Arbitrage bounds cease to hold:
The rationale behind arbitrage trading is the relative mispricing of closely related markets, such as the gap between prices for cash corporate bonds and their derivative counterparts. In the current environment, this gap – known as the “basis” – is trading at historically wide levels, with cash bonds approximately 40-50 basis points cheaper than the equivalent credit derivatives (see chart below). This phenomenon is widely observed in other markets (mortgages, treasury futures etc.), and reflects a fundamental repricing of arbitrage bounds. A fundamental characteristic of the spontaneous symmetry breaking we talked about earlier is that the system at higher temperature has a more symmetric state than at the lower temperature. At low temperature, the system can get stuck in asymmetric equilibrium. If leverage is the order parameter for the current financial system, it could be a while before the basis reverts and stays in symmetric, bounded ranges.

Conclusion
Predicting the future for financial markets is never simple, particularly when markets are undergoing fast-moving and profound changes. There are many established methods of economic and financial analysis, but none is guaranteed to pinpoint the future with any accuracy. At times like these, it may be beneficial to think outside of the box.

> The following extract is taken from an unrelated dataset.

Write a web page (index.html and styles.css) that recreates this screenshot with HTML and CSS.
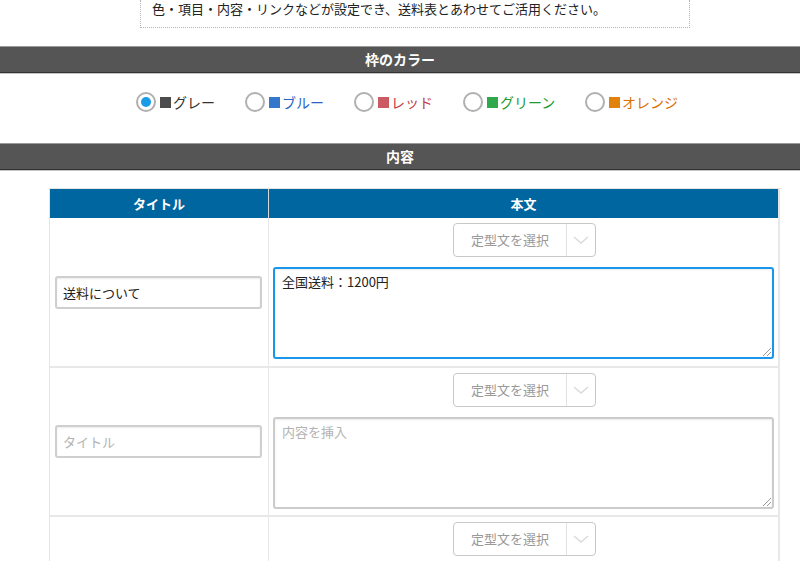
FILE: index.html
```html
<!DOCTYPE html>
<html lang="ja">
<head>
<meta charset="utf-8">
<link rel="stylesheet" href="styles.css">
</head>
<body>
<div class="note">色・項目・内容・リンクなどが設定でき、送料表とあわせてご活用ください。</div>

<h2 class="bar bar-first">枠のカラー</h2>
<div class="colors">
  <label class="opt"><span class="radio on"></span><span class="sq sq-gray"></span><span class="t-gray">グレー</span></label>
  <label class="opt"><span class="radio"></span><span class="sq sq-blue"></span><span class="t-blue">ブルー</span></label>
  <label class="opt"><span class="radio"></span><span class="sq sq-red"></span><span class="t-red">レッド</span></label>
  <label class="opt"><span class="radio"></span><span class="sq sq-green"></span><span class="t-green">グリーン</span></label>
  <label class="opt"><span class="radio"></span><span class="sq sq-orange"></span><span class="t-orange">オレンジ</span></label>
</div>

<h2 class="bar">内容</h2>
<div class="grid">
  <div class="th th-l">タイトル</div>
  <div class="th">本文</div>

  <div class="cell cell-l"><div class="input">送料について</div></div>
  <div class="cell cell-r">
    <div class="sel"><span class="sel-t">定型文を選択</span><span class="sel-c"><svg width="16" height="10" viewBox="0 0 16 10"><path d="M1 2 L8 8 L15 2" fill="none" stroke="#dadada" stroke-width="1.5"/></svg></span></div>
    <div class="ta ta-focus">全国送料：1200円<span class="grip"></span></div>
  </div>

  <div class="cell cell-l"><div class="input ph">タイトル</div></div>
  <div class="cell cell-r">
    <div class="sel"><span class="sel-t">定型文を選択</span><span class="sel-c"><svg width="16" height="10" viewBox="0 0 16 10"><path d="M1 2 L8 8 L15 2" fill="none" stroke="#dadada" stroke-width="1.5"/></svg></span></div>
    <div class="ta ph">内容を挿入<span class="grip"></span></div>
  </div>

  <div class="cell cell-l"></div>
  <div class="cell cell-r">
    <div class="sel"><span class="sel-t">定型文を選択</span><span class="sel-c"><svg width="16" height="10" viewBox="0 0 16 10"><path d="M1 2 L8 8 L15 2" fill="none" stroke="#dadada" stroke-width="1.5"/></svg></span></div>
  </div>
</div>
</body>
</html>
```

FILE: styles.css
```css
html, body { margin: 0; padding: 0; background: #fff; }
body {
  font-family: "Noto Sans CJK JP", "Noto Sans", sans-serif;
  font-size: 13px;
  color: #222;
  width: 800px;
  height: 561px;
  overflow: hidden;
}
.note {
  width: 526px;
  margin-left: 140px;
  padding: 1px 11px 10px 11px;
  line-height: 16px;
  border: 1px dotted #b5b5b5;
  border-top: none;
  font-size: 13px;
  color: #222;
}
.bar {
  margin: 0;
  height: 25px;
  line-height: 25px;
  background: #555;
  border-top: 1px solid #9a9a9a;
  border-bottom: 1px solid #333;
  box-shadow: 0 1px 0 #c4c4c4;
  color: #fff;
  font-size: 14px;
  font-weight: bold;
  text-align: center;
}
.bar-first { margin-top: 18px; }
.colors {
  display: flex;
  justify-content: flex-start;
  padding: 17px 0 29px 136px;
  height: 24px;
}
.opt {
  display: flex;
  align-items: center;
  font-size: 14px;
  height: 24px;
}
.opt:nth-child(1) { width: 109px; }
.opt:nth-child(2) { width: 109px; }
.opt:nth-child(3) { width: 109px; }
.opt:nth-child(4) { width: 122px; }
.radio {
  width: 16px;
  height: 16px;
  border: 2px solid #b0b0b0;
  border-radius: 50%;
  background: #fff;
  position: relative;
  margin-right: 4px;
}
.radio.on::after {
  content: "";
  position: absolute;
  left: 3px; top: 3px;
  width: 10px; height: 10px;
  border-radius: 50%;
  background: #1a9be6;
}
.sq { width: 11px; height: 11px; margin-right: 2px; }
.sq-gray { background: #4c4c4c; }
.sq-blue { background: #3477cb; }
.sq-red { background: #cc5a62; }
.sq-green { background: #2ea84a; }
.sq-orange { background: #e0820b; }
.t-gray { color: #333; }
.t-blue { color: #2b63c3; }
.t-red { color: #c33a44; }
.t-green { color: #229a2e; }
.t-orange { color: #dc7000; }

.grid {
  display: grid;
  grid-template-columns: 219px 511px;
  margin: 18px 0 0 49px;
  width: 732px;
  border-left: 1px solid #e4e4e4;
  border-top: 1px solid #e4e4e4;
}
.th {
  background: #0066a0;
  color: #fff;
  font-weight: bold;
  font-size: 13px;
  text-align: center;
  height: 29px;
  line-height: 29px;
  border-right: 2px solid #e4e4e4;
}
.th-l { border-right: 1px solid #d8d8d8; }
.cell {
  border-right: 2px solid #e8e8e8;
  border-top: 2px solid #e8e8e8;
  height: 149px;
  box-sizing: border-box;
}
.grid > .th + .th + .cell, .grid > .th + .th + .cell + .cell { border-top: none; height: 148px; }
.cell-l {
  display: flex;
  align-items: center;
  padding: 0 5px 0 5px;
  border-right-width: 1px;
}
.cell-r {
  display: flex;
  flex-direction: column;
  align-items: center;
  padding: 5px 4px 0 4px;
}
.input {
  width: 207px;
  height: 33px;
  box-sizing: border-box;
  border: 2px solid #cfcfcf;
  border-radius: 3px;
  box-shadow: inset 0 1px 2px rgba(0,0,0,0.08);
  padding: 0 6px;
  line-height: 29px;
  font-size: 13px;
  color: #222;
}
.ph { color: #b3b3b3; }
.sel {
  display: flex;
  width: 143px;
  height: 34px;
  box-sizing: border-box;
  border: 1px solid #c8c8c8;
  border-radius: 4px;
  background: #fff;
  margin-left: 2px;
}
.sel-t {
  width: 112px;
  text-align: center;
  line-height: 32px;
  color: #999;
  font-size: 13px;
}
.sel-c {
  flex: 1;
  border-left: 1px solid #e2e2e2;
  display: flex;
  align-items: center;
  justify-content: center;
}
.ta {
  position: relative;
  align-self: stretch;
  margin-top: 10px;
  height: 92px;
  box-sizing: border-box;
  border: 2px solid #cbcbcb;
  border-radius: 3px;
  padding: 4px 7px;
  line-height: 17px;
  font-size: 13px;
  box-shadow: inset 0 1px 2px rgba(0,0,0,0.08);
}
.ta-focus { border-color: #1996ea; color: #222; }
.grip {
  position: absolute;
  right: 1px; bottom: 1px;
  width: 8px; height: 8px;
  background: linear-gradient(135deg, transparent 45%, #999 45%, #999 52%, transparent 52%, transparent 70%, #999 70%, #999 77%, transparent 77%);
}
```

What I have done above is to draw upon some analogies from the world of statistical physics to illustrate possible dynamics and outcomes for the financial world. Undoubtedly other physicists and investors can and should critique this; however, some might want to push it even further by leaning on the lessons of the natural world, which though idealized, do provide much in terms of frameworks and predictability for the conundrum filled world of modern finance near critical points.